■ **TASK STATEMENT**: In the listing below, pick out lines with "this".
····················
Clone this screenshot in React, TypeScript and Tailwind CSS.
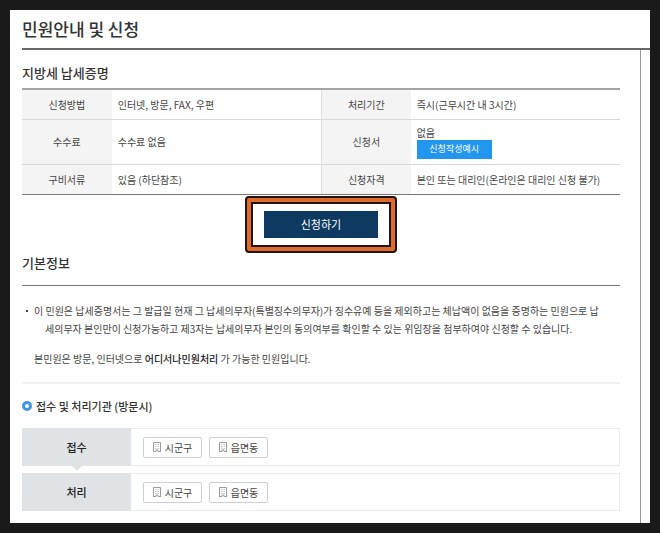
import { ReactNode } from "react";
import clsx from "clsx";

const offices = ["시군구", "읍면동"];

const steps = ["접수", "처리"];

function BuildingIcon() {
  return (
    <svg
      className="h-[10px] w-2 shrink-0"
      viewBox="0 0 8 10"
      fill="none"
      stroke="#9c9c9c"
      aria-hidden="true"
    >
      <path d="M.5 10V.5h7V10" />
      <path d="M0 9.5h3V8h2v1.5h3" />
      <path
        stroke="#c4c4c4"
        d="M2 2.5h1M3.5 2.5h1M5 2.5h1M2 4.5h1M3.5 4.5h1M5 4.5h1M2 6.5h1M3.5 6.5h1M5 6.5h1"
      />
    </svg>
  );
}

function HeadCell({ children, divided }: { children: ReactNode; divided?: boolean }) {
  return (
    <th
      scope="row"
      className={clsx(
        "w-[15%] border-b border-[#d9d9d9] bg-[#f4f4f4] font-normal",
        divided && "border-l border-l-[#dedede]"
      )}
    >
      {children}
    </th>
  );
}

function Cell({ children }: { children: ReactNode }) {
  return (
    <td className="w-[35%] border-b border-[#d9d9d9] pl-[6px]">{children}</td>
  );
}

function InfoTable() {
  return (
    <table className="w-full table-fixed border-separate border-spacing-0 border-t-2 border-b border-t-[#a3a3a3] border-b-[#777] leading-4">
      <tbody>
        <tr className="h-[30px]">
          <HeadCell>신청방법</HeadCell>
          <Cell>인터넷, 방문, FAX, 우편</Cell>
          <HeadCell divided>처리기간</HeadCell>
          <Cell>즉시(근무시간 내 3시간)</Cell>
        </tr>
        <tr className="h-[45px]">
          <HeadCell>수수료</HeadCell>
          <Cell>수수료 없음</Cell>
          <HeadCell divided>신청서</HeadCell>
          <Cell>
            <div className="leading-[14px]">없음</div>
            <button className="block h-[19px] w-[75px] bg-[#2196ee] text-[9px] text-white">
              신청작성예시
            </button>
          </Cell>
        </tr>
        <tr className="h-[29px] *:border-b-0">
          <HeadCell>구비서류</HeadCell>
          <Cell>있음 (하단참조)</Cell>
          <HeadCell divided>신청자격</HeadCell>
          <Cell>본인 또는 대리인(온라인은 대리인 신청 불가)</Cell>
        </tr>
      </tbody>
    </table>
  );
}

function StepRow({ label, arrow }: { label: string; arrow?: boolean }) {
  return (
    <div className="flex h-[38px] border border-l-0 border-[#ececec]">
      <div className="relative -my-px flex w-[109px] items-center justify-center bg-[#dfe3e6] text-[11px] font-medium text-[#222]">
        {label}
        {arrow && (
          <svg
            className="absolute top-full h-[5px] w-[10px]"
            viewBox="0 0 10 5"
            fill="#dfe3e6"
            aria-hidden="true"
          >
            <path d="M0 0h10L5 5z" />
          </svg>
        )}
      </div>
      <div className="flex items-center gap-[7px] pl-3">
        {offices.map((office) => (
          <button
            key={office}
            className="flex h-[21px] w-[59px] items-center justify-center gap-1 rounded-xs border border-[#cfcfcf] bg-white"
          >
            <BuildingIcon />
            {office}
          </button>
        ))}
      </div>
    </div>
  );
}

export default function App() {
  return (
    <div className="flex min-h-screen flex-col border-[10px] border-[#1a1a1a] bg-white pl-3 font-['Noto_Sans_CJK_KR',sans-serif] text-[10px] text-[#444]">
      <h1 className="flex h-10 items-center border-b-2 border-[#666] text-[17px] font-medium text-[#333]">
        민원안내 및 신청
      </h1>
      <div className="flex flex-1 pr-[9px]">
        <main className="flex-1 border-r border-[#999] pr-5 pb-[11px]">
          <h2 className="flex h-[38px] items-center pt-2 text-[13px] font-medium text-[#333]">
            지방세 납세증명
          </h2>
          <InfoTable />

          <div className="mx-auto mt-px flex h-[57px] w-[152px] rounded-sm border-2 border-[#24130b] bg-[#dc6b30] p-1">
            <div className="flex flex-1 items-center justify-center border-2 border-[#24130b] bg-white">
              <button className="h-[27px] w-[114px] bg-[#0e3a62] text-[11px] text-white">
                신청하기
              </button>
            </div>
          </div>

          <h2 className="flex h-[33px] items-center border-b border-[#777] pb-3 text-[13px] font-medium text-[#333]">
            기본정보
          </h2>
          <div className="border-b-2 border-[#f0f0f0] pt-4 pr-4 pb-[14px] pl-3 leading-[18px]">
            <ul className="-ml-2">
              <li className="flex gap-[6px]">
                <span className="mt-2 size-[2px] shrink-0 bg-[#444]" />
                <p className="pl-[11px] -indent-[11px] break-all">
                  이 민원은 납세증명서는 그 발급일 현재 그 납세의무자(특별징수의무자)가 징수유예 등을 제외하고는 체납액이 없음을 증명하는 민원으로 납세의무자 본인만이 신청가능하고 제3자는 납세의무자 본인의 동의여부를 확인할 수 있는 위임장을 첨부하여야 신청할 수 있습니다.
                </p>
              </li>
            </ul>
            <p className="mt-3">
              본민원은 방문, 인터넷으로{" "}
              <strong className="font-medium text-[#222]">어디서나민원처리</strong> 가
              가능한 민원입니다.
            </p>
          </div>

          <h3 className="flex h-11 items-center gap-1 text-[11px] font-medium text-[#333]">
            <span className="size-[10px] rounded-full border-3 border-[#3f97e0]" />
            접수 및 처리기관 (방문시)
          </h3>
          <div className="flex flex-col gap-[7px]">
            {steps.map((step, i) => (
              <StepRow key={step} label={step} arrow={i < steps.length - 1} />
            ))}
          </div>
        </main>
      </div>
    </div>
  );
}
····················
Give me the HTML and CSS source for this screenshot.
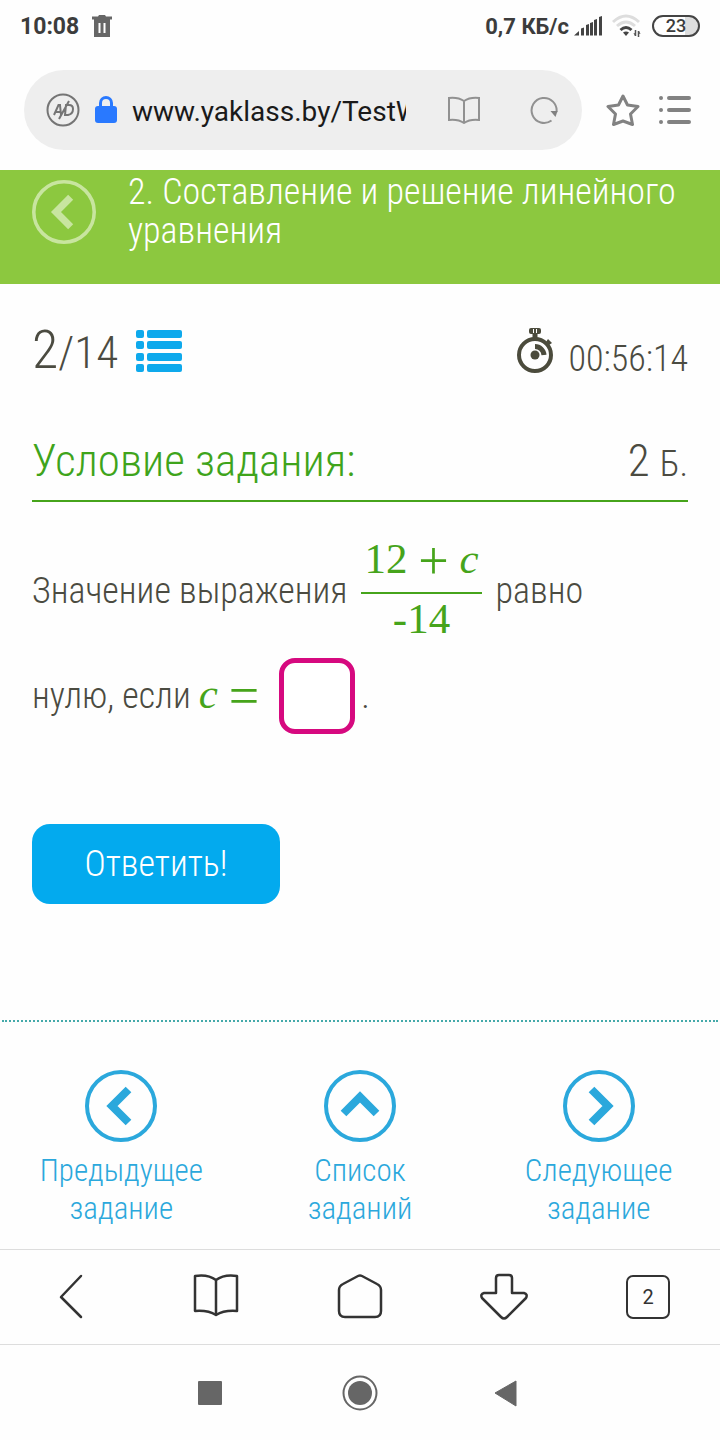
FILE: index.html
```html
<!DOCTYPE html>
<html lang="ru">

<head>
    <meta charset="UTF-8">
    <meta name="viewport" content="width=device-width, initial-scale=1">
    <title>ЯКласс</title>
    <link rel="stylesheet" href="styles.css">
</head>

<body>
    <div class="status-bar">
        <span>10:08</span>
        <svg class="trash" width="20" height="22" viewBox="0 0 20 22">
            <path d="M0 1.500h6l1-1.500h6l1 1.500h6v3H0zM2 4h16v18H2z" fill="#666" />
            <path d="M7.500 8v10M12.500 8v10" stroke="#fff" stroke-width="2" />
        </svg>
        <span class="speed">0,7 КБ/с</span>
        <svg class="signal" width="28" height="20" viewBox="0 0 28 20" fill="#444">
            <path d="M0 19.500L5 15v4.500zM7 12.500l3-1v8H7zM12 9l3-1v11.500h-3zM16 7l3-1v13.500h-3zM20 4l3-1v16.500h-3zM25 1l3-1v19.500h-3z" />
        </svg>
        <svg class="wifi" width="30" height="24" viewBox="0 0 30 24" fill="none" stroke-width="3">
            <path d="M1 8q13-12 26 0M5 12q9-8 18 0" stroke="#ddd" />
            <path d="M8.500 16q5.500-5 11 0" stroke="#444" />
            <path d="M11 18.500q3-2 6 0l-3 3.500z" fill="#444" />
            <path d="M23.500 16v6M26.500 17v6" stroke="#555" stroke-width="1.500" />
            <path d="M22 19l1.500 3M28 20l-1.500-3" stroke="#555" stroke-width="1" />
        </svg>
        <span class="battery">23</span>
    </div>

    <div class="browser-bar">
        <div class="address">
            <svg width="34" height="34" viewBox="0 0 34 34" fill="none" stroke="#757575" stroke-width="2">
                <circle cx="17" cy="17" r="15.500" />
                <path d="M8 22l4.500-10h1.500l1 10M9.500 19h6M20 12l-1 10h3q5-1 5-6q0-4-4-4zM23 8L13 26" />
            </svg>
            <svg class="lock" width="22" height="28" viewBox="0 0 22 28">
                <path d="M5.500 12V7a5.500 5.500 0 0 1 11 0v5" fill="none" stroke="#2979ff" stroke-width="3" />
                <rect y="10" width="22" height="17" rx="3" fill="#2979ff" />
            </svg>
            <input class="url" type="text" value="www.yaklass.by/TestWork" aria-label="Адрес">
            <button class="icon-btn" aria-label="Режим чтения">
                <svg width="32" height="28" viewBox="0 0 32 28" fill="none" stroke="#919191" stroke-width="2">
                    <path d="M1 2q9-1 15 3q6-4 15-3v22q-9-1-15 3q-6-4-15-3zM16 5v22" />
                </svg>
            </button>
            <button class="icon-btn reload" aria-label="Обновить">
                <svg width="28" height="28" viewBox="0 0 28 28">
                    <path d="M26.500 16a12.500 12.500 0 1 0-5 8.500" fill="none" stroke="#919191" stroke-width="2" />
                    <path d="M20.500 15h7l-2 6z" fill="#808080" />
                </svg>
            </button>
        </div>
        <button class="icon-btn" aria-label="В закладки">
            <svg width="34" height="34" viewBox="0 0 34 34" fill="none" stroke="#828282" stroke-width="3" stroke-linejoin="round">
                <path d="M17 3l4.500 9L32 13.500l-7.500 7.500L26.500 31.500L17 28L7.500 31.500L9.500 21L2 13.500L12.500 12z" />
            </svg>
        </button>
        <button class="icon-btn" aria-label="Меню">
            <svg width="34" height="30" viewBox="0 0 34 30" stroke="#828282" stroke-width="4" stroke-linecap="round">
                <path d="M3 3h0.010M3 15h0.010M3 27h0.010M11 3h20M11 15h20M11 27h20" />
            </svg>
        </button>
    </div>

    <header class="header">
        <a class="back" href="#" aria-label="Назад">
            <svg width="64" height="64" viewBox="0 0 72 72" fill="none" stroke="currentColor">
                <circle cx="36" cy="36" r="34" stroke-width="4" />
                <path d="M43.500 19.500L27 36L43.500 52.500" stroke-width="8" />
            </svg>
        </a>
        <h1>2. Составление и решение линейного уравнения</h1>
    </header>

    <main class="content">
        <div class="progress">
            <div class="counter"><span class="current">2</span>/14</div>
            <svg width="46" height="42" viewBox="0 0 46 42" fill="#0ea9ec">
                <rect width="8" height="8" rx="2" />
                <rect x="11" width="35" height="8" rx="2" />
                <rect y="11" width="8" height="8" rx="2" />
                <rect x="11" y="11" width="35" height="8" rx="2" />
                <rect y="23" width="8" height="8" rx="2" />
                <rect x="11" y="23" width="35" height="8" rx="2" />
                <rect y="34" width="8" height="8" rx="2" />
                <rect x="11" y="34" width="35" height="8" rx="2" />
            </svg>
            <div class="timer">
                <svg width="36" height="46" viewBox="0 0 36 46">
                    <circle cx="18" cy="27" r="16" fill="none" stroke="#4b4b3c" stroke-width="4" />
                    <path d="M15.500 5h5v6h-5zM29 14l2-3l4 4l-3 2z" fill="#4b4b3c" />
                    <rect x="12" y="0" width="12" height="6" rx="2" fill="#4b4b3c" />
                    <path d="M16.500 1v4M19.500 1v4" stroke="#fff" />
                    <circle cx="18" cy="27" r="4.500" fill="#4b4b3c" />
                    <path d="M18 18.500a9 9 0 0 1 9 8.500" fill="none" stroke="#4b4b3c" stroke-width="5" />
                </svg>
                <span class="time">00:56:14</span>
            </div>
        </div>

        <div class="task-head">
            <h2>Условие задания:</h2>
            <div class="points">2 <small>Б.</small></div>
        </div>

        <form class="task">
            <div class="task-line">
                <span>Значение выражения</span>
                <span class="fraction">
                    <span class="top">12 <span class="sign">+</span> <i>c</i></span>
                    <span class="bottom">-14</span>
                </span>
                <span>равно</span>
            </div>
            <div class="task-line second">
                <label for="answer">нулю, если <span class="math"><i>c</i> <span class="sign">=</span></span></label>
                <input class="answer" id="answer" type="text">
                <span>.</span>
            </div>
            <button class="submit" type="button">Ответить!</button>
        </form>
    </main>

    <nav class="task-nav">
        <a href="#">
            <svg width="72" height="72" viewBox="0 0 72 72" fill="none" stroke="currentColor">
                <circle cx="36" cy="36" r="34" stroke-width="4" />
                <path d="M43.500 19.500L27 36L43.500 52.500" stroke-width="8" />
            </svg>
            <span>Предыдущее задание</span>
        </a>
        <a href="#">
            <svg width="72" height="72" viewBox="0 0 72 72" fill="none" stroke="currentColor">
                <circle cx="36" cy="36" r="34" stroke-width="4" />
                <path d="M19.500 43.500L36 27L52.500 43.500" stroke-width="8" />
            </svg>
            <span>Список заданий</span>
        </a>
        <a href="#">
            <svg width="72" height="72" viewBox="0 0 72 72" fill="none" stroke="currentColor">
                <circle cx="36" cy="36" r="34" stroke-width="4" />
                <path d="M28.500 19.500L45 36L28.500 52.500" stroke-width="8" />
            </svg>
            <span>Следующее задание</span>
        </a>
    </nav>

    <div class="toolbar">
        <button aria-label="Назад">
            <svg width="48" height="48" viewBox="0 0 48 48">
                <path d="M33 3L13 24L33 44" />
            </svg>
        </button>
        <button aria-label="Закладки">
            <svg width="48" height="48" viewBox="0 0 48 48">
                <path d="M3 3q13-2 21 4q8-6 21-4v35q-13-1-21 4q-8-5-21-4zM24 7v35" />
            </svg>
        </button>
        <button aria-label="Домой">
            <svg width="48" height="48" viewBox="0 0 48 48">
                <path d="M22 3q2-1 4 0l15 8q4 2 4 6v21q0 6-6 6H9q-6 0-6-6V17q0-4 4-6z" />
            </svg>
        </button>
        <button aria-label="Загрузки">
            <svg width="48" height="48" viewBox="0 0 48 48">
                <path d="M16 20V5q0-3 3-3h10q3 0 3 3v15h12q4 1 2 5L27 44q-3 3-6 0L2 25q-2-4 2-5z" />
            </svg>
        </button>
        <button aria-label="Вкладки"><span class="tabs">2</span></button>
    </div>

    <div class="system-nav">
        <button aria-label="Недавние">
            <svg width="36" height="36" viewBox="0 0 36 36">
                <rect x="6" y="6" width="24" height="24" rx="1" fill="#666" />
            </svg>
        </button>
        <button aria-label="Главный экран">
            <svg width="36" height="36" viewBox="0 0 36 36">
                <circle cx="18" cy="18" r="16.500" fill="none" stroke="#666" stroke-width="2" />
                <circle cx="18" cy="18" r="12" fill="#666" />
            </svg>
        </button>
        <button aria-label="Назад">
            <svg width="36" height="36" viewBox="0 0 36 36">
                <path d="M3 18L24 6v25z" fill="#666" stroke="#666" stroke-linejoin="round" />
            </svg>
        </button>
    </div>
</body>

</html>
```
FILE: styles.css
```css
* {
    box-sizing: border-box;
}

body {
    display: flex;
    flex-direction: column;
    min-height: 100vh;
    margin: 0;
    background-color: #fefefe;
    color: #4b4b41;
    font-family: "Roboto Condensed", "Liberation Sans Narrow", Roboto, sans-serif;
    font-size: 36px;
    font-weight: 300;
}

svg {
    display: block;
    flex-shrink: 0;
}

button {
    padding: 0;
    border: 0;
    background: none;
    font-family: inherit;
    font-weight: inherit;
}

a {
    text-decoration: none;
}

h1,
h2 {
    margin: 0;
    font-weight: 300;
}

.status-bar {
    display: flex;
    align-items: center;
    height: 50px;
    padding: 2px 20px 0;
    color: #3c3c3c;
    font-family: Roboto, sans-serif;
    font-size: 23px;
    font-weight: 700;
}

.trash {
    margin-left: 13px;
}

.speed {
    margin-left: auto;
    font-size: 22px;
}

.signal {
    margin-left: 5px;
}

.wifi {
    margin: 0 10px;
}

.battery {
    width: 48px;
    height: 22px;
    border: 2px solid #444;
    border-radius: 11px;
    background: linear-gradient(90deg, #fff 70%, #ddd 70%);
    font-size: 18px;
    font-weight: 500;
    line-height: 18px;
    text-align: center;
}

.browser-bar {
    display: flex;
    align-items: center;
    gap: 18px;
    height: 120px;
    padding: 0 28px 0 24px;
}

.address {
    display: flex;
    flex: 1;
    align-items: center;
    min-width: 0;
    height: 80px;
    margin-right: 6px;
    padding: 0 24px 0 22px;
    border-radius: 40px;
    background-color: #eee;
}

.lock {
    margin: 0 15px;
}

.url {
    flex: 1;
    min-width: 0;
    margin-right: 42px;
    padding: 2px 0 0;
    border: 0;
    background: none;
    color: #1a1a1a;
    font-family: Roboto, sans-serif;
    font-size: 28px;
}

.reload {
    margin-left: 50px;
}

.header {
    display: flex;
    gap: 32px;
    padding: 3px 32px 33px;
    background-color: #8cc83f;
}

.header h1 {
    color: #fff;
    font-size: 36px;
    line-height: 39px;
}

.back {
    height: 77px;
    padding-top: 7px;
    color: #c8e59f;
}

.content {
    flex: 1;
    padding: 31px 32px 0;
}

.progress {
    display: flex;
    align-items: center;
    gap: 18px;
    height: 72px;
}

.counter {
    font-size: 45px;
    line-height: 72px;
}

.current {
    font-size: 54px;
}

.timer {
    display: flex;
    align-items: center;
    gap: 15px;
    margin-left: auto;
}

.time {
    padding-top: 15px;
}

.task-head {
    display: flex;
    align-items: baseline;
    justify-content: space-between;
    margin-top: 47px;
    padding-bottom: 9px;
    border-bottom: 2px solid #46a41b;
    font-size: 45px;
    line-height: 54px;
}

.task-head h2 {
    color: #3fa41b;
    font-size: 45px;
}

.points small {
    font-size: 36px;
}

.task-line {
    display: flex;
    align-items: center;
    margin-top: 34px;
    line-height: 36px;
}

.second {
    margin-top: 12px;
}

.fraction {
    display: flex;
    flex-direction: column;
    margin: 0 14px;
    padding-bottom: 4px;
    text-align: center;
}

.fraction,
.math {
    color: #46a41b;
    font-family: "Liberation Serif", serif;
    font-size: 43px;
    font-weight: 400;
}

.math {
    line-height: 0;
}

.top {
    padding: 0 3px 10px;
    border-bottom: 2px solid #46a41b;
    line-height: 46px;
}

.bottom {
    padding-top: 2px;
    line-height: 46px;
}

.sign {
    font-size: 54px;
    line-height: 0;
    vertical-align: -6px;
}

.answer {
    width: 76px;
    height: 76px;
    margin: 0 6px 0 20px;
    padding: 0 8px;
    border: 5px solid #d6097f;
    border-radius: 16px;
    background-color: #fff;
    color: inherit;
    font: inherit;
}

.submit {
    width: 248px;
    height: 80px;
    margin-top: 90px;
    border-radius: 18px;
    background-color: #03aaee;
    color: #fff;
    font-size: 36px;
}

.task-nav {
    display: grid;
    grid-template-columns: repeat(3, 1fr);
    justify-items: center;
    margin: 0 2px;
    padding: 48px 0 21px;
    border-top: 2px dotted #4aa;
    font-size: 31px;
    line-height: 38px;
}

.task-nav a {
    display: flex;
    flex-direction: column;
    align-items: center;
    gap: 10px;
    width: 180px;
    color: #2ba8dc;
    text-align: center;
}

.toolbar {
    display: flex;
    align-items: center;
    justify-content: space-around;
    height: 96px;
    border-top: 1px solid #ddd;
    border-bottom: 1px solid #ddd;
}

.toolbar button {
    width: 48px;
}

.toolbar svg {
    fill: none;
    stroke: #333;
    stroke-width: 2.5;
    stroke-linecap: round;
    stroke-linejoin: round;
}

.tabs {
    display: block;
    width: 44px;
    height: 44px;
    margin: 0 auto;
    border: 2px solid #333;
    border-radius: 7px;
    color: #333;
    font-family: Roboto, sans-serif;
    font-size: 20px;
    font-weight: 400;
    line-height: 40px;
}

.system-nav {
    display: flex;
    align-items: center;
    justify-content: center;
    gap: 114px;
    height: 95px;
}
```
····················
■ **PROBLEM SOLUTION**:
Clone this screenshot in React, TypeScript and Tailwind CSS.
Give me the HTML and CSS source for this screenshot.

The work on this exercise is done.